Objective: Strip the pictures and reproduce the rest of the listing exactly.

Material provided:
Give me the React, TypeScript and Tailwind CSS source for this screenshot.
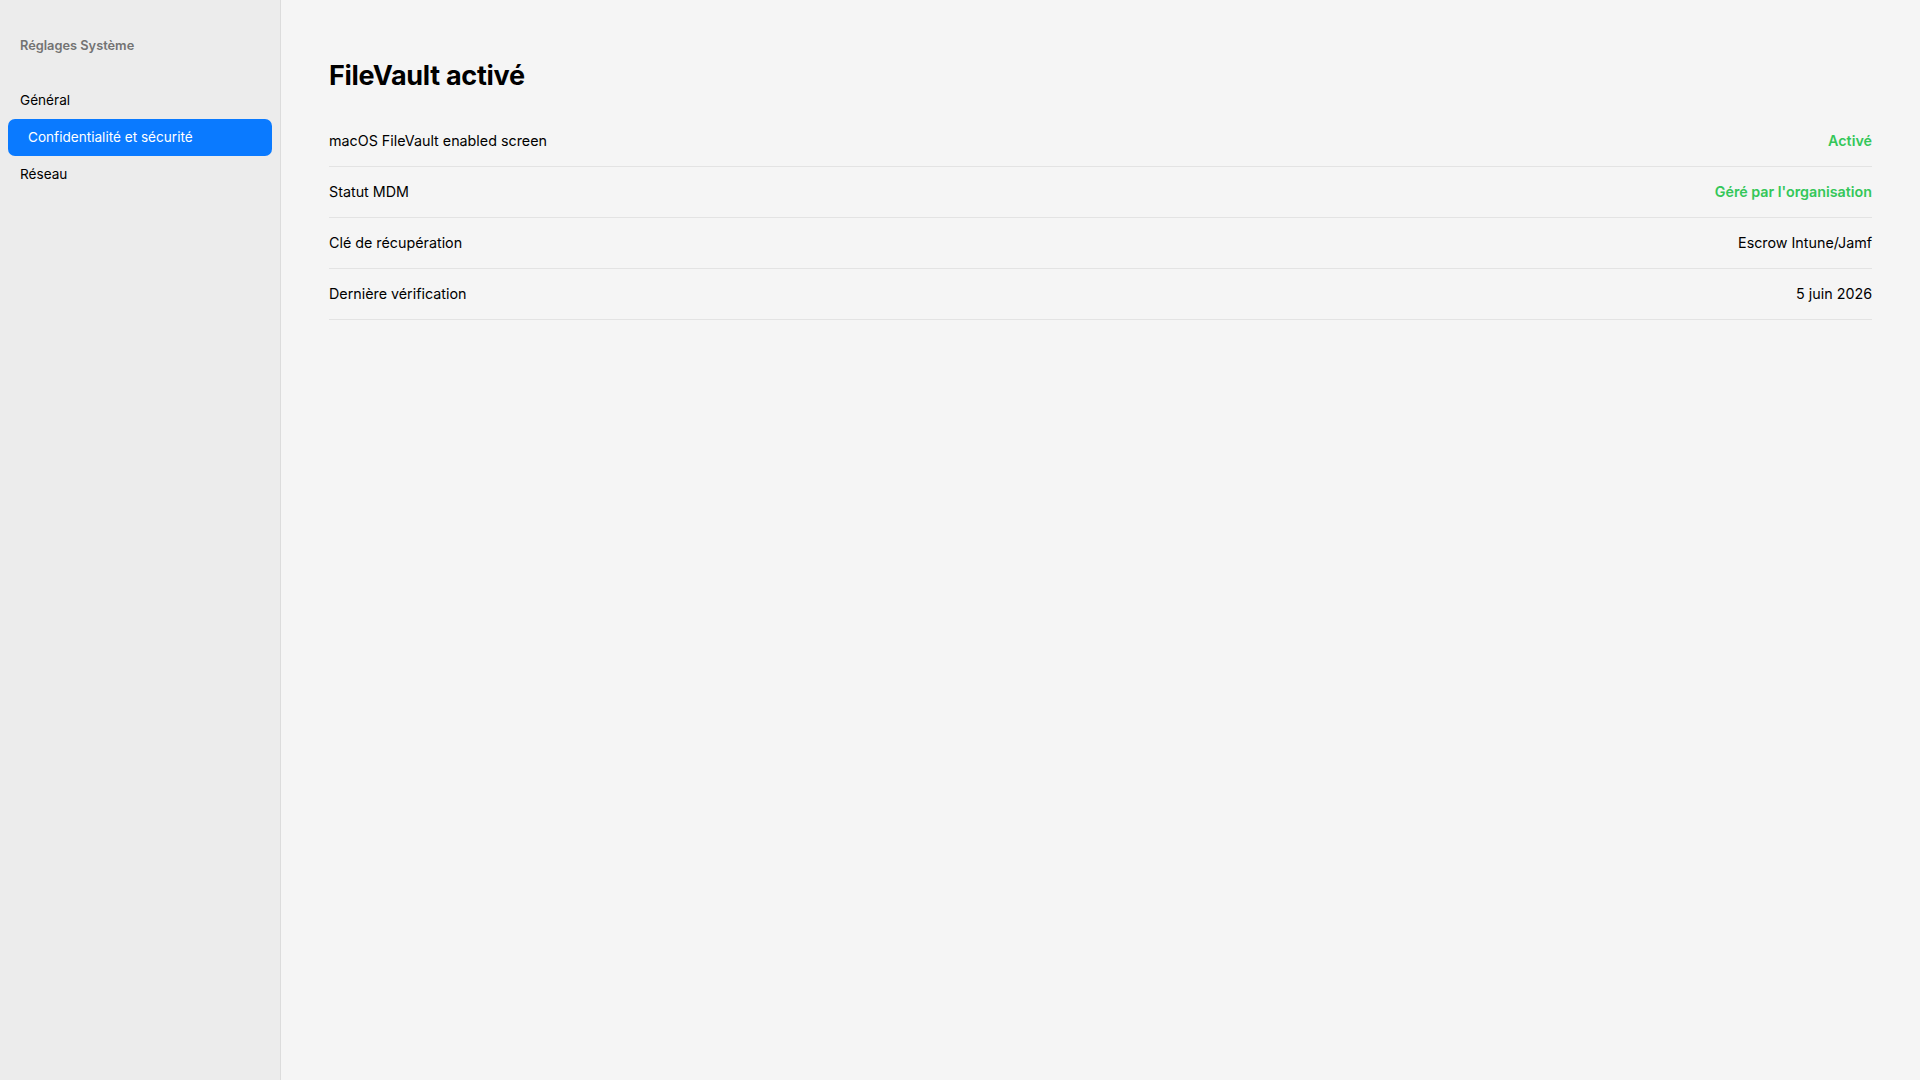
const rows = [
  { label: 'macOS FileVault enabled screen', value: 'Activé', green: true },
  { label: 'Statut MDM', value: "Géré par l'organisation", green: true },
  { label: 'Clé de récupération', value: 'Escrow Intune/Jamf', green: false },
  { label: 'Dernière vérification', value: '5 juin 2026', green: false },
]

const nav = ['Général', 'Confidentialité et sécurité', 'Réseau']

export default function App() {
  return (
    <div className="flex min-h-screen bg-[#f5f5f5] font-['Inter',sans-serif] text-[#1d1d1f]">
      <aside className="w-[281px] shrink-0 border-r border-[#dcdcdc] bg-[#ececec] px-2 pt-[36px]">
        <div className="px-3 text-[12.8px] font-semibold text-[#737373]">Réglages Système</div>
        <nav className="mt-[27px] flex flex-col">
          {nav.map((item) =>
            item === 'Confidentialité et sécurité' ? (
              <div
                key={item}
                className="flex h-[37px] items-center rounded-[7px] bg-[#0a7aff] px-5 text-[13.6px] text-white"
              >
                {item}
              </div>
            ) : (
              <div key={item} className="flex h-[37px] items-center px-3 text-[13.6px] text-black">
                {item}
              </div>
            )
          )}
        </nav>
      </aside>

      <main className="flex-1 px-12 pt-[59px]">
        <h1 className="text-[27px] leading-[34px] font-bold tracking-[-0.3px] text-black">FileVault activé</h1>
        <div className="mt-[23px]">
          {rows.map((r) => (
            <div
              key={r.label}
              className="flex h-[51px] items-center justify-between border-b border-[#e3e3e3] pb-[1px] text-[14.3px]"
            >
              <span className="text-black">{r.label}</span>
              <span className={r.green ? 'font-semibold text-[#34c759]' : 'text-black'}>{r.value}</span>
            </div>
          ))}
        </div>
      </main>
    </div>
  )
}
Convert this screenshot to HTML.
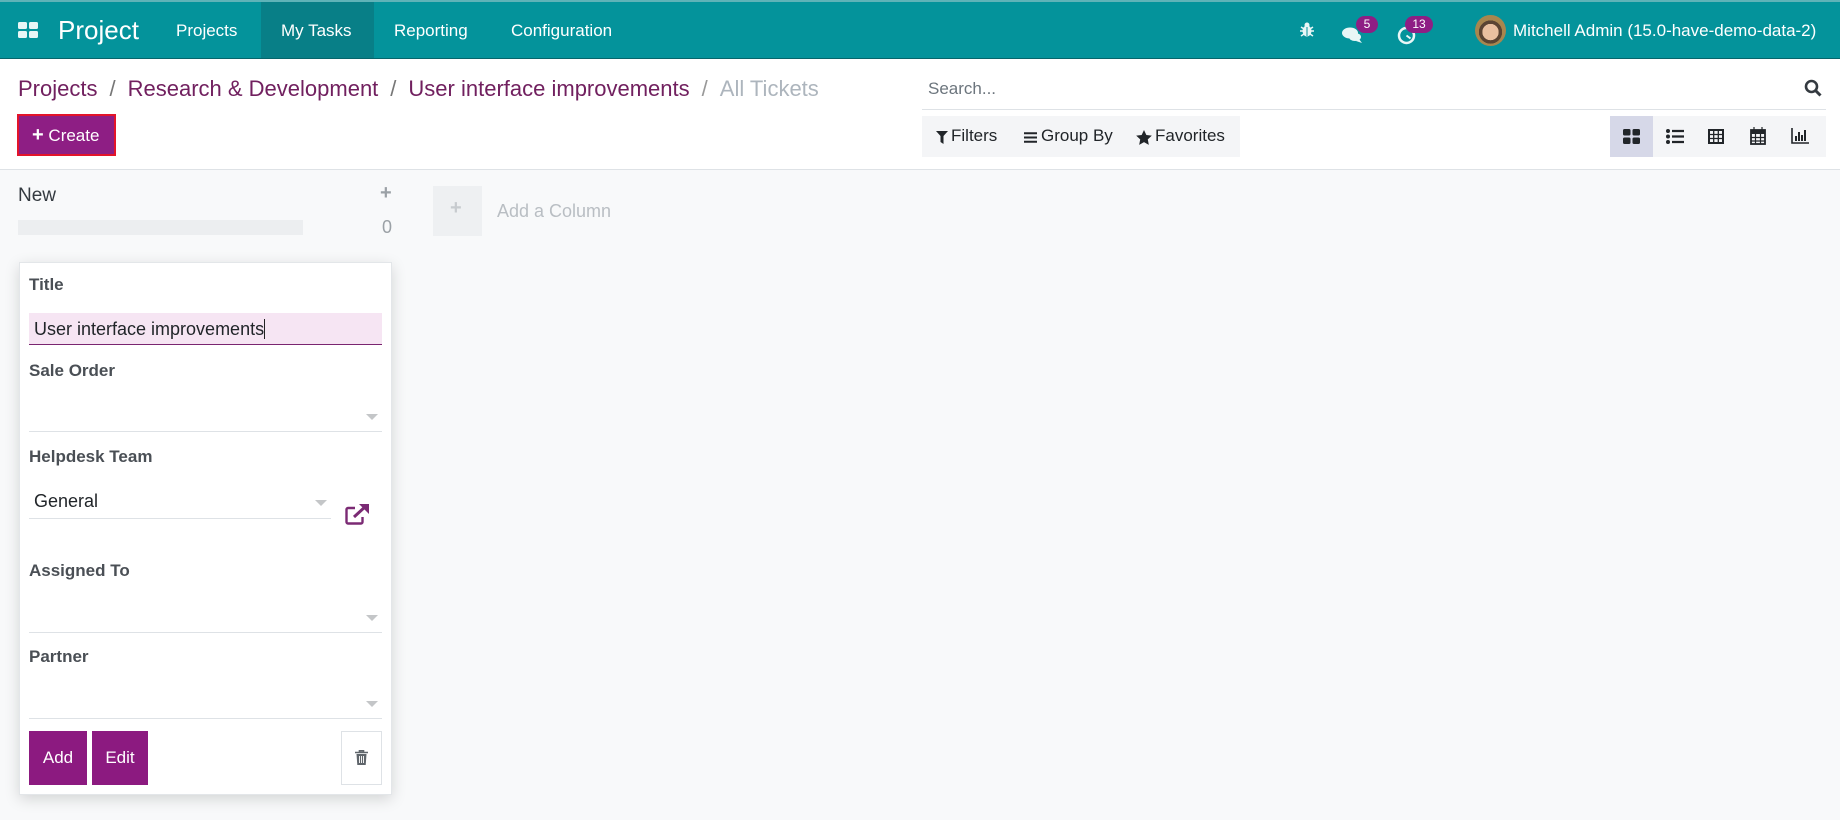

In response:
Give me the React, TypeScript and Tailwind CSS source for this screenshot.
const rows = [
  { label: 'macOS FileVault enabled screen', value: 'Activé', green: true },
  { label: 'Statut MDM', value: "Géré par l'organisation", green: true },
  { label: 'Clé de récupération', value: 'Escrow Intune/Jamf', green: false },
  { label: 'Dernière vérification', value: '5 juin 2026', green: false },
]

const nav = ['Général', 'Confidentialité et sécurité', 'Réseau']

export default function App() {
  return (
    <div className="flex min-h-screen bg-[#f5f5f5] font-['Inter',sans-serif] text-[#1d1d1f]">
      <aside className="w-[281px] shrink-0 border-r border-[#dcdcdc] bg-[#ececec] px-2 pt-[36px]">
        <div className="px-3 text-[12.8px] font-semibold text-[#737373]">Réglages Système</div>
        <nav className="mt-[27px] flex flex-col">
          {nav.map((item) =>
            item === 'Confidentialité et sécurité' ? (
              <div
                key={item}
                className="flex h-[37px] items-center rounded-[7px] bg-[#0a7aff] px-5 text-[13.6px] text-white"
              >
                {item}
              </div>
            ) : (
              <div key={item} className="flex h-[37px] items-center px-3 text-[13.6px] text-black">
                {item}
              </div>
            )
          )}
        </nav>
      </aside>

      <main className="flex-1 px-12 pt-[59px]">
        <h1 className="text-[27px] leading-[34px] font-bold tracking-[-0.3px] text-black">FileVault activé</h1>
        <div className="mt-[23px]">
          {rows.map((r) => (
            <div
              key={r.label}
              className="flex h-[51px] items-center justify-between border-b border-[#e3e3e3] pb-[1px] text-[14.3px]"
            >
              <span className="text-black">{r.label}</span>
              <span className={r.green ? 'font-semibold text-[#34c759]' : 'text-black'}>{r.value}</span>
            </div>
          ))}
        </div>
      </main>
    </div>
  )
}
Convert this screenshot to HTML.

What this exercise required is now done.